I live 4 1/2 hours away from my parents and entire extended families, and I am proud to say we make the trip a lot, for birthdays, baptisms, holidays, weddings, bridal showers, baby showers… In a pinch, I have been known to do a round trip in one day – for my cousin’s baby shower, I drove up, leaving at 7 am, went to the 1 pm shower, drove back at 5, landing home around 10! Why? Because I love her and I was NOT missing an important family event.

But a whole bunch of Christmas parties? I don’t know about that. It would depend who is hosting each one.


#17

[quote="StJudePray4Me, post:16, topic:216682"]
Really, you wouldn't drive 2 hours to see family on important days?

I agree that the OP shouldn't be expected to go to 5 to 8 parties, that's insane, but 1 or 2 is reasonable, esp. if it's her in-laws. I am sure the grandparents aunts and uncles want to see the family.

I live 4 1/2 hours away from my parents and entire extended families, and I am proud to say we make the trip a lot, for birthdays, baptisms, holidays, weddings, bridal showers, baby showers.... In a pinch, I have been known to do a round trip in one day -- for my cousin's baby shower, I drove up, leaving at 7 am, went to the 1 pm shower, drove back at 5, landing home around 10! Why? Because I love her and I was NOT missing an important family event.

But a whole bunch of Christmas parties? I don't know about that. It would depend who is hosting each one.

[/quote]

I would think nothing of driving 120 miles round trip for a family party, heck, this weekend we'll be making a 735-mile round trip just to have coffee at McDonalds with a few people.

But I don't have a family to feed and clothe and money is not an issue. For a family where the budget is tight, gas for a 120 mile trip may mean that they have to do without something else.

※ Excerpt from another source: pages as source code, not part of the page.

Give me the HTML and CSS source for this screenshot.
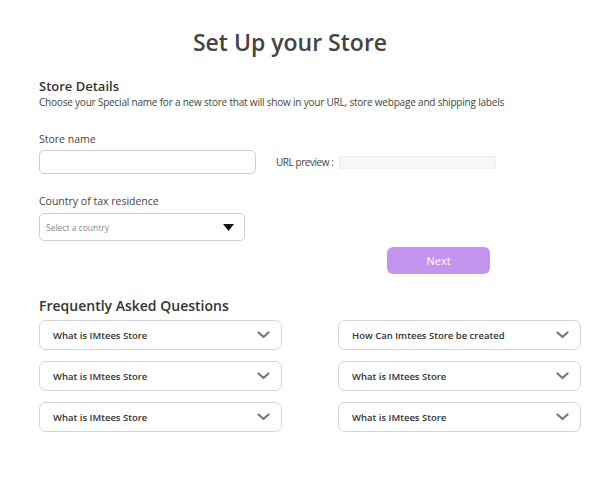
FILE: index.html
```html
<!DOCTYPE html>
<html>
<head>
<meta charset="utf-8">
<link rel="stylesheet" href="styles.css">
</head>
<body>
<div class="page">
  <h1 class="title">Set Up your Store</h1>

  <section class="details">
    <h2 class="section-title">Store Details</h2>
    <p class="desc">Choose your Special name for a new store that will show in your URL, store webpage and shipping labels</p>

    <label class="label label-name">Store name</label>
    <div class="name-row">
      <div class="input"></div>
      <span class="url-label">URL preview :</span>
      <div class="url-box"></div>
    </div>

    <label class="label label-country">Country of tax residence</label>
    <div class="select">
      <span class="placeholder">Select a country</span>
      <svg class="caret" width="11" height="7" viewBox="0 0 11 7"><path d="M0 0H11L5.5 7Z" fill="#111"/></svg>
    </div>

    <div class="actions">
      <button class="next">Next</button>
    </div>
  </section>

  <section class="faq">
    <h2 class="faq-title">Frequently Asked Questions</h2>
    <div class="faq-grid">
      <div class="faq-item"><span>What is IMtees Store</span><svg class="chev" width="13" height="8" viewBox="0 0 13 8"><path d="M1.5 1.5L6.5 6L11.5 1.5" fill="none" stroke="#777" stroke-width="2.2" stroke-linecap="round" stroke-linejoin="round"/></svg></div>
      <div class="faq-item"><span>How Can Imtees Store be created</span><svg class="chev" width="13" height="8" viewBox="0 0 13 8"><path d="M1.5 1.5L6.5 6L11.5 1.5" fill="none" stroke="#777" stroke-width="2.2" stroke-linecap="round" stroke-linejoin="round"/></svg></div>
      <div class="faq-item"><span>What is IMtees Store</span><svg class="chev" width="13" height="8" viewBox="0 0 13 8"><path d="M1.5 1.5L6.5 6L11.5 1.5" fill="none" stroke="#777" stroke-width="2.2" stroke-linecap="round" stroke-linejoin="round"/></svg></div>
      <div class="faq-item"><span>What is IMtees Store</span><svg class="chev" width="13" height="8" viewBox="0 0 13 8"><path d="M1.5 1.5L6.5 6L11.5 1.5" fill="none" stroke="#777" stroke-width="2.2" stroke-linecap="round" stroke-linejoin="round"/></svg></div>
      <div class="faq-item"><span>What is IMtees Store</span><svg class="chev" width="13" height="8" viewBox="0 0 13 8"><path d="M1.5 1.5L6.5 6L11.5 1.5" fill="none" stroke="#777" stroke-width="2.2" stroke-linecap="round" stroke-linejoin="round"/></svg></div>
      <div class="faq-item"><span>What is IMtees Store</span><svg class="chev" width="13" height="8" viewBox="0 0 13 8"><path d="M1.5 1.5L6.5 6L11.5 1.5" fill="none" stroke="#777" stroke-width="2.2" stroke-linecap="round" stroke-linejoin="round"/></svg></div>
    </div>
  </section>
</div>
</body>
</html>
```

FILE: styles.css
```css
* { box-sizing: border-box; }
html, body { margin: 0; padding: 0; background: #fff; }
body {
  width: 615px;
  height: 484px;
  font-family: "Open Sans", "Liberation Sans", sans-serif;
  color: #333;
}
.page { padding: 26px 34px 0 39px; }
.title {
  margin: 0 40px 0 0;
  text-align: center;
  font-size: 23px;
  font-weight: 600;
  line-height: 32px;
  color: #444;
}
.details { margin-top: 20px; }
.section-title {
  margin: 0;
  font-size: 13px;
  font-weight: 600;
  line-height: 16px;
  color: #333;
}
.desc {
  margin: 1px 0 0;
  font-size: 10px;
  line-height: 14px;
  color: #444;
  letter-spacing: -0.2px;
}
.label {
  display: block;
  font-size: 10.5px;
  line-height: 14px;
  color: #444;
}
.label-name { margin-top: 23px; }
.name-row {
  display: flex;
  align-items: center;
  margin-top: 4px;
}
.input {
  width: 217px;
  height: 24px;
  border: 1px solid #cfcfcf;
  border-radius: 5px;
}
.url-label {
  margin-left: 20px;
  font-size: 10px;
  color: #444;
  letter-spacing: -0.45px;
}
.url-box {
  margin-left: 6px;
  width: 157px;
  height: 13px;
  background: #f7f7f7;
  border: 1px solid #eeeeee;
}
.label-country { margin-top: 20px; }
.select {
  display: flex;
  align-items: center;
  justify-content: space-between;
  margin-top: 5px;
  width: 206px;
  height: 28px;
  padding: 0 10px 0 6px;
  border: 1px solid #cfcfcf;
  border-radius: 5px;
}
.placeholder {
  font-size: 8.5px;
  color: #888;
}
.caret { display: block; }
.actions {
  display: flex;
  margin-top: 6px;
  padding-left: 348px;
}
.next {
  width: 103px;
  height: 27px;
  border: none;
  border-radius: 6px;
  background: #c395ee;
  color: #fff;
  font-family: inherit;
  font-size: 11px;
  font-weight: 500;
}
.faq { margin-top: 22px; }
.faq-title {
  margin: 0;
  font-size: 14px;
  font-weight: 600;
  line-height: 20px;
  color: #333;
}
.faq-grid {
  display: grid;
  grid-template-columns: 243px 243px;
  grid-auto-rows: 30px;
  column-gap: 56px;
  row-gap: 11px;
  margin-top: 4px;
}
.faq-item {
  display: flex;
  align-items: center;
  justify-content: space-between;
  height: 30px;
  padding: 0 11px 0 13px;
  border: 1px solid #d6d6d6;
  border-radius: 7px;
  font-size: 9.5px;
  font-weight: 600;
  color: #333;
}
.chev { display: block; }
```
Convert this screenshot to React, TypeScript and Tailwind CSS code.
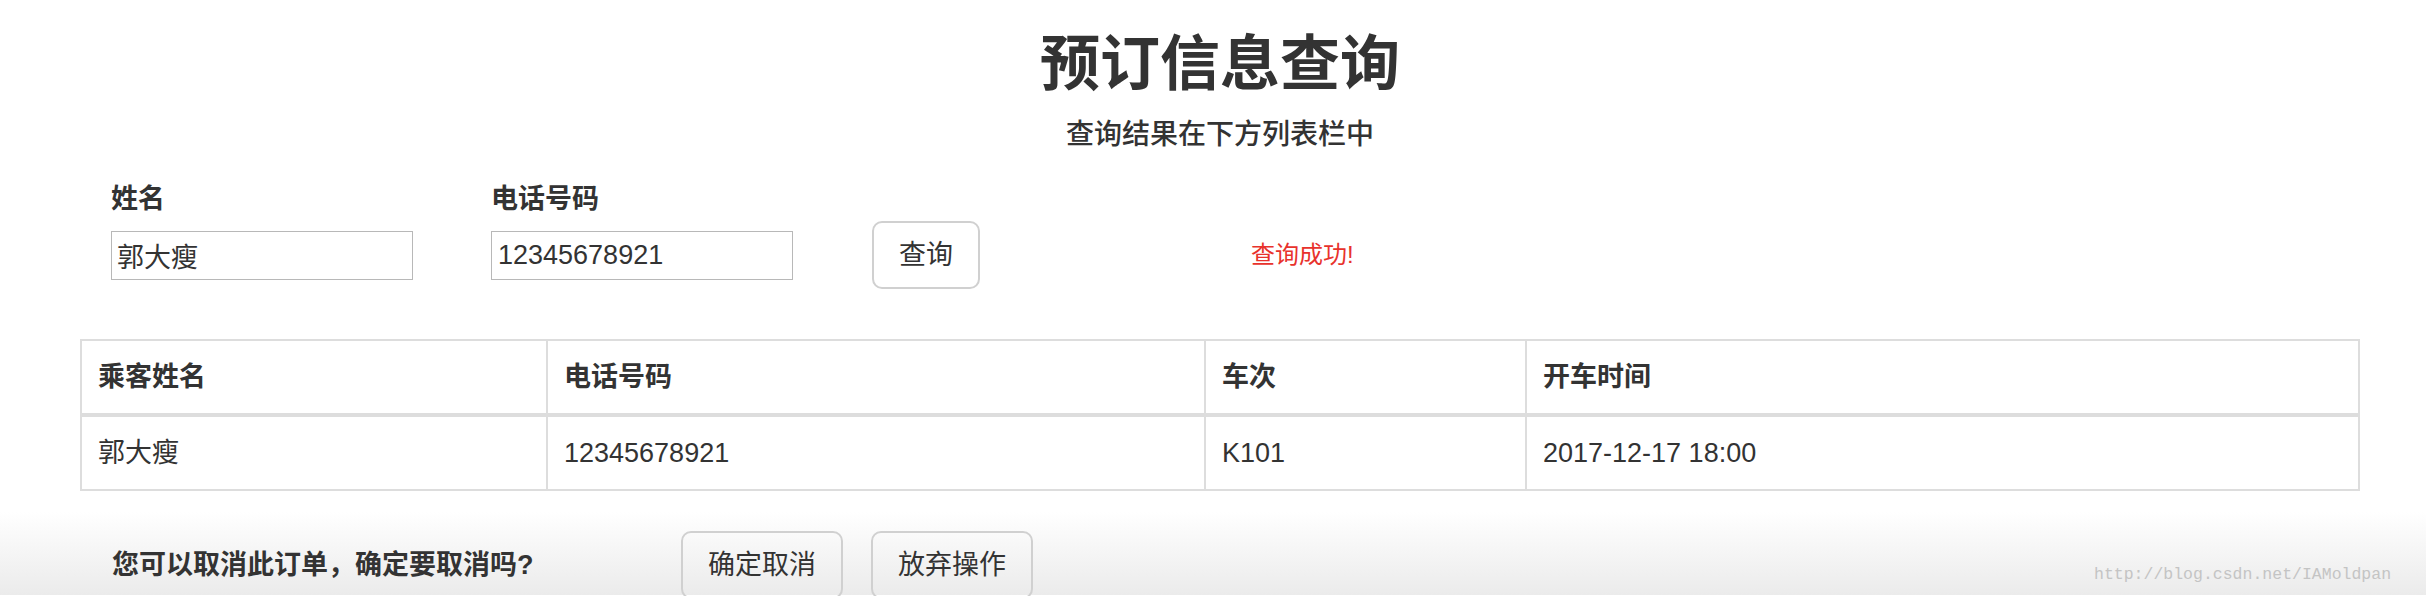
import React from "react";

const cols = [
  { w: "w-[464px]", head: "乘客姓名", body: "郭大瘦", first: true },
  { w: "w-[658px]", head: "电话号码", body: "12345678921" },
  { w: "w-[321px]", head: "车次", body: "K101" },
  { w: "w-[833px]", head: "开车时间", body: "2017-12-17 18:00" },
];

export default function App() {
  return (
    <div className="relative w-[2426px] h-[596px] overflow-hidden bg-white text-[#333] font-['Liberation_Sans','Noto_Sans_CJK_SC',sans-serif]">
      <h1 className="pt-[35px] pl-[14px] text-center text-[60px] leading-[60px] font-semibold">预订信息查询</h1>
      <p className="mt-[26px] pl-[14px] text-center text-[28px] leading-[28px] font-medium">查询结果在下方列表栏中</p>

      <div className="mt-[37px] pl-[111px]">
        <div className="flex text-[27px] leading-[27px] font-bold">
          <label className="w-[380px]">姓名</label>
          <label>电话号码</label>
        </div>
        <div className="mt-[8px] flex items-center h-[68px]">
          <input
            readOnly
            value="郭大瘦"
            className="w-[302px] h-[49px] border border-[#b8b8b8] px-[5px] text-[27px] text-[#333] outline-none"
          />
          <input
            readOnly
            value="12345678921"
            className="ml-[78px] w-[302px] h-[49px] border border-[#b8b8b8] px-[6px] text-[27px] text-[#333] outline-none"
          />
          <button className="ml-[79px] w-[108px] h-[68px] rounded-[10px] border-2 border-[#d0d0d0] bg-white text-[27px] text-[#333]">
            查询
          </button>
          <span className="ml-[271px] text-[24px] leading-[24px] text-[#e8322c]">查询成功!</span>
        </div>
      </div>

      <div className="mt-[50px] ml-[80px] w-[2280px] border-2 border-[#dddddd]">
        <div className="flex h-[72px] border-b-4 border-[#dddddd] box-content">
          {cols.map((c) => (
            <div
              key={c.head}
              className={`${c.w} flex items-center pl-[16px] text-[27px] font-bold ${c.first ? "" : "border-l-2 border-[#dddddd]"}`}
            >
              {c.head}
            </div>
          ))}
        </div>
        <div className="flex h-[72px]">
          {cols.map((c) => (
            <div
              key={c.head}
              className={`${c.w} flex items-center pl-[16px] text-[27px] ${c.first ? "" : "border-l-2 border-[#dddddd]"}`}
            >
              {c.body}
            </div>
          ))}
        </div>
      </div>

      <div className="h-[104px] pt-[40px] bg-linear-to-b from-white from-20% to-[#ebebeb]">
        <div className="flex items-center h-[68px] pl-[112px]">
          <span className="w-[569px] text-[27px] font-bold">您可以取消此订单，确定要取消吗?</span>
          <button className="w-[162px] h-[68px] rounded-[10px] border-2 border-[#d0d0d0] bg-transparent text-[27px] text-[#333]">
            确定取消
          </button>
          <button className="ml-[28px] w-[162px] h-[68px] rounded-[10px] border-2 border-[#d0d0d0] bg-transparent text-[27px] text-[#333]">
            放弃操作
          </button>
        </div>
      </div>

      <span className="absolute left-[2094px] top-[563px] text-[16.5px] leading-[24px] text-[#c4c4c4] font-['Liberation_Mono',monospace]">
        http://blog.csdn.net/IAMoldpan
      </span>
    </div>
  );
}
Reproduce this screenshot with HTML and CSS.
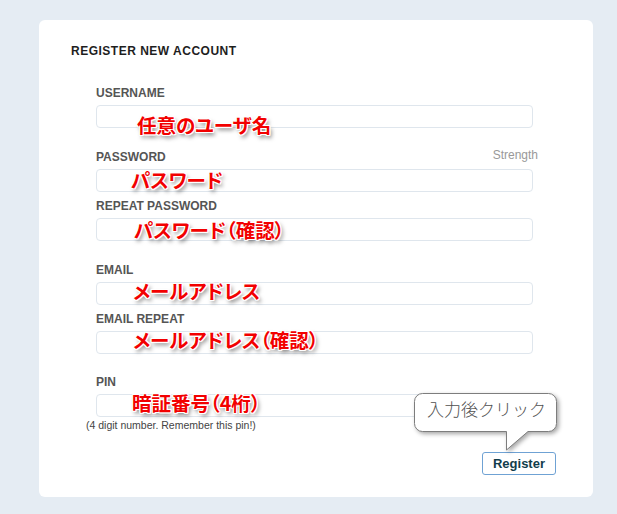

If these parties are half as competitive as they sound I don't think I'd want to sacrifice anything to attend them.


#18

As I said, we do drive almost that far to celebrate Christmas with my in laws, and stay for a couple of days. But I wouldn’t make a separate trip during Advent for a Christmas party, knowing that I’d be there during the actual Christmas season. That is a tough time of year to travel out of town, and it would simply be too disruptive to our life to do for a mere party.

We drive to unique parties, like showers or landmark birthdays (like mil’s 70th this year). But with kids activities, dh’s work, and my responsibilities at home, we often can’t leave town at the same time as the littler events are planned. Activities that we believe are valuable for our kids would have to be abandoned if we were to attend all of those things, and life would be very stressful.

We each have to make these judgments - what amount of travel we can handle, what level of involvement in our home community we want, and how to balance the two. To each their own.